What the exercise asks >> Extract the whole listing as it stands. Do not include the pictures.
Start of Information supplied
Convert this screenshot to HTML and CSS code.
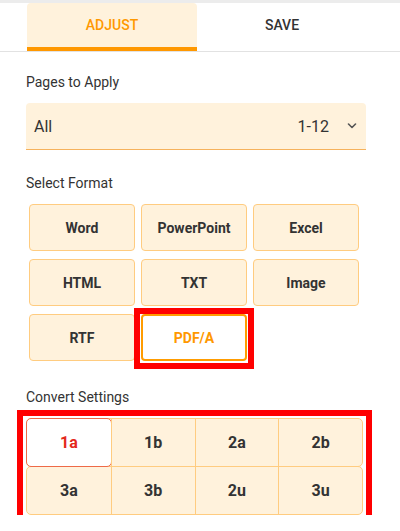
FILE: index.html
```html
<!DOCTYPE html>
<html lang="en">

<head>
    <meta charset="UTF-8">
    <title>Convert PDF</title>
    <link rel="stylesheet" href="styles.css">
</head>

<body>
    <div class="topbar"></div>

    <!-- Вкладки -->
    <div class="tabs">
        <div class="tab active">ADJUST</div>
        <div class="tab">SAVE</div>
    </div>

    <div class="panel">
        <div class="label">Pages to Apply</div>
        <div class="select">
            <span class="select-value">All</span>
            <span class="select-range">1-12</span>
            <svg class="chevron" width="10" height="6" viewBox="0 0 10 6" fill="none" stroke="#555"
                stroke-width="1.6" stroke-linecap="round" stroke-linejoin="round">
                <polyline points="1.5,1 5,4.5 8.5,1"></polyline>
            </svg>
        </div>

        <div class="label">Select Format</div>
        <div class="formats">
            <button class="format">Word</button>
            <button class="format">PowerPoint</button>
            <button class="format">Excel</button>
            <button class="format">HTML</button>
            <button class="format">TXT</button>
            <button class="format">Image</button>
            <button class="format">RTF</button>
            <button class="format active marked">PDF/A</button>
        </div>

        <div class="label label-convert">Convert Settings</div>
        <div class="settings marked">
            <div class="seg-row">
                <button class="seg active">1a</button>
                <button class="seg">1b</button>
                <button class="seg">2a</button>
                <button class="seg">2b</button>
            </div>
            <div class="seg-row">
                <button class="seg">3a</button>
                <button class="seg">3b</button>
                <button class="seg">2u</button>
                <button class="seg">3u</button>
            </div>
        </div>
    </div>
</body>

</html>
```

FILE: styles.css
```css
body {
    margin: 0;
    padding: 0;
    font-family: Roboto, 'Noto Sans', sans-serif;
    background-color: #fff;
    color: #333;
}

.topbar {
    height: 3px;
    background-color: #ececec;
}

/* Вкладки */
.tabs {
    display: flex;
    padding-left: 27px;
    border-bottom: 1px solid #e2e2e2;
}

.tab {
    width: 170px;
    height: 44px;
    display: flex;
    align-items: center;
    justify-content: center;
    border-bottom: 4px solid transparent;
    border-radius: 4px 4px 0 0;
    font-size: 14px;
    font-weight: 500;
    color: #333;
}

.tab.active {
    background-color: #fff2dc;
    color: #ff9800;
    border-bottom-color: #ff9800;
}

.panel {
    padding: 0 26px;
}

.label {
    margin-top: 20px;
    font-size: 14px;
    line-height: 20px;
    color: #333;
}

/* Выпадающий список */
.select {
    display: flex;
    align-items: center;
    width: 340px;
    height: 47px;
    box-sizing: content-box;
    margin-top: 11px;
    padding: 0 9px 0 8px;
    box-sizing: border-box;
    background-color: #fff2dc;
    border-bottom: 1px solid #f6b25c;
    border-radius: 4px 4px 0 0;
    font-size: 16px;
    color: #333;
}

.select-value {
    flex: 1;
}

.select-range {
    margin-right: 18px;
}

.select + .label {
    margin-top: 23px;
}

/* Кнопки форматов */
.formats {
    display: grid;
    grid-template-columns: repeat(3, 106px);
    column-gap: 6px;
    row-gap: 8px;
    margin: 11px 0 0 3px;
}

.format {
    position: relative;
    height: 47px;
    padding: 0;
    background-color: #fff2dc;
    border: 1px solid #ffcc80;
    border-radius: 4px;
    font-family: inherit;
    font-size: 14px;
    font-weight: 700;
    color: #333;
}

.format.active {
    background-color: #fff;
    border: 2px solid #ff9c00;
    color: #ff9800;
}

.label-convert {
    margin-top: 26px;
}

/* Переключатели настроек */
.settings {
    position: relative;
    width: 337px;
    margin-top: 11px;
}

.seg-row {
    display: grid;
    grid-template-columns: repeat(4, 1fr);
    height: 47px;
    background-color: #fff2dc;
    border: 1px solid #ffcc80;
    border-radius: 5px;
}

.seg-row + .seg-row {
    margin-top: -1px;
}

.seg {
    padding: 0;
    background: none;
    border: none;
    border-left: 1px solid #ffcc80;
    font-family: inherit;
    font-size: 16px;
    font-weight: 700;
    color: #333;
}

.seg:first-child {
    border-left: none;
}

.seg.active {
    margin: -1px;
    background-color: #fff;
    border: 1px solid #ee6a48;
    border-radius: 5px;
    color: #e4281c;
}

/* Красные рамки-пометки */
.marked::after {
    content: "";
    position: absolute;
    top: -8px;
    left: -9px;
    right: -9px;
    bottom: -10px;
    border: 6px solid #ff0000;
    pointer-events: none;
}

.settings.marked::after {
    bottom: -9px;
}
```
End of Information supplied
Reply >>
Convert this screenshot to HTML and CSS code.
FILE: index.html
```html
<!DOCTYPE html>
<html lang="en">

<head>
    <meta charset="UTF-8">
    <title>Convert PDF</title>
    <link rel="stylesheet" href="styles.css">
</head>

<body>
    <div class="topbar"></div>

    <!-- Вкладки -->
    <div class="tabs">
        <div class="tab active">ADJUST</div>
        <div class="tab">SAVE</div>
    </div>

    <div class="panel">
        <div class="label">Pages to Apply</div>
        <div class="select">
            <span class="select-value">All</span>
            <span class="select-range">1-12</span>
            <svg class="chevron" width="10" height="6" viewBox="0 0 10 6" fill="none" stroke="#555"
                stroke-width="1.6" stroke-linecap="round" stroke-linejoin="round">
                <polyline points="1.5,1 5,4.5 8.5,1"></polyline>
            </svg>
        </div>

        <div class="label">Select Format</div>
        <div class="formats">
            <button class="format">Word</button>
            <button class="format">PowerPoint</button>
            <button class="format">Excel</button>
            <button class="format">HTML</button>
            <button class="format">TXT</button>
            <button class="format">Image</button>
            <button class="format">RTF</button>
            <button class="format active marked">PDF/A</button>
        </div>

        <div class="label label-convert">Convert Settings</div>
        <div class="settings marked">
            <div class="seg-row">
                <button class="seg active">1a</button>
                <button class="seg">1b</button>
                <button class="seg">2a</button>
                <button class="seg">2b</button>
            </div>
            <div class="seg-row">
                <button class="seg">3a</button>
                <button class="seg">3b</button>
                <button class="seg">2u</button>
                <button class="seg">3u</button>
            </div>
        </div>
    </div>
</body>

</html>
```

FILE: styles.css
```css
body {
    margin: 0;
    padding: 0;
    font-family: Roboto, 'Noto Sans', sans-serif;
    background-color: #fff;
    color: #333;
}

.topbar {
    height: 3px;
    background-color: #ececec;
}

/* Вкладки */
.tabs {
    display: flex;
    padding-left: 27px;
    border-bottom: 1px solid #e2e2e2;
}

.tab {
    width: 170px;
    height: 44px;
    display: flex;
    align-items: center;
    justify-content: center;
    border-bottom: 4px solid transparent;
    border-radius: 4px 4px 0 0;
    font-size: 14px;
    font-weight: 500;
    color: #333;
}

.tab.active {
    background-color: #fff2dc;
    color: #ff9800;
    border-bottom-color: #ff9800;
}

.panel {
    padding: 0 26px;
}

.label {
    margin-top: 20px;
    font-size: 14px;
    line-height: 20px;
    color: #333;
}

/* Выпадающий список */
.select {
    display: flex;
    align-items: center;
    width: 340px;
    height: 47px;
    box-sizing: content-box;
    margin-top: 11px;
    padding: 0 9px 0 8px;
    box-sizing: border-box;
    background-color: #fff2dc;
    border-bottom: 1px solid #f6b25c;
    border-radius: 4px 4px 0 0;
    font-size: 16px;
    color: #333;
}

.select-value {
    flex: 1;
}

.select-range {
    margin-right: 18px;
}

.select + .label {
    margin-top: 23px;
}

/* Кнопки форматов */
.formats {
    display: grid;
    grid-template-columns: repeat(3, 106px);
    column-gap: 6px;
    row-gap: 8px;
    margin: 11px 0 0 3px;
}

.format {
    position: relative;
    height: 47px;
    padding: 0;
    background-color: #fff2dc;
    border: 1px solid #ffcc80;
    border-radius: 4px;
    font-family: inherit;
    font-size: 14px;
    font-weight: 700;
    color: #333;
}

.format.active {
    background-color: #fff;
    border: 2px solid #ff9c00;
    color: #ff9800;
}

.label-convert {
    margin-top: 26px;
}

/* Переключатели настроек */
.settings {
    position: relative;
    width: 337px;
    margin-top: 11px;
}

.seg-row {
    display: grid;
    grid-template-columns: repeat(4, 1fr);
    height: 47px;
    background-color: #fff2dc;
    border: 1px solid #ffcc80;
    border-radius: 5px;
}

.seg-row + .seg-row {
    margin-top: -1px;
}

.seg {
    padding: 0;
    background: none;
    border: none;
    border-left: 1px solid #ffcc80;
    font-family: inherit;
    font-size: 16px;
    font-weight: 700;
    color: #333;
}

.seg:first-child {
    border-left: none;
}

.seg.active {
    margin: -1px;
    background-color: #fff;
    border: 1px solid #ee6a48;
    border-radius: 5px;
    color: #e4281c;
}

/* Красные рамки-пометки */
.marked::after {
    content: "";
    position: absolute;
    top: -8px;
    left: -9px;
    right: -9px;
    bottom: -10px;
    border: 6px solid #ff0000;
    pointer-events: none;
}

.settings.marked::after {
    bottom: -9px;
}
```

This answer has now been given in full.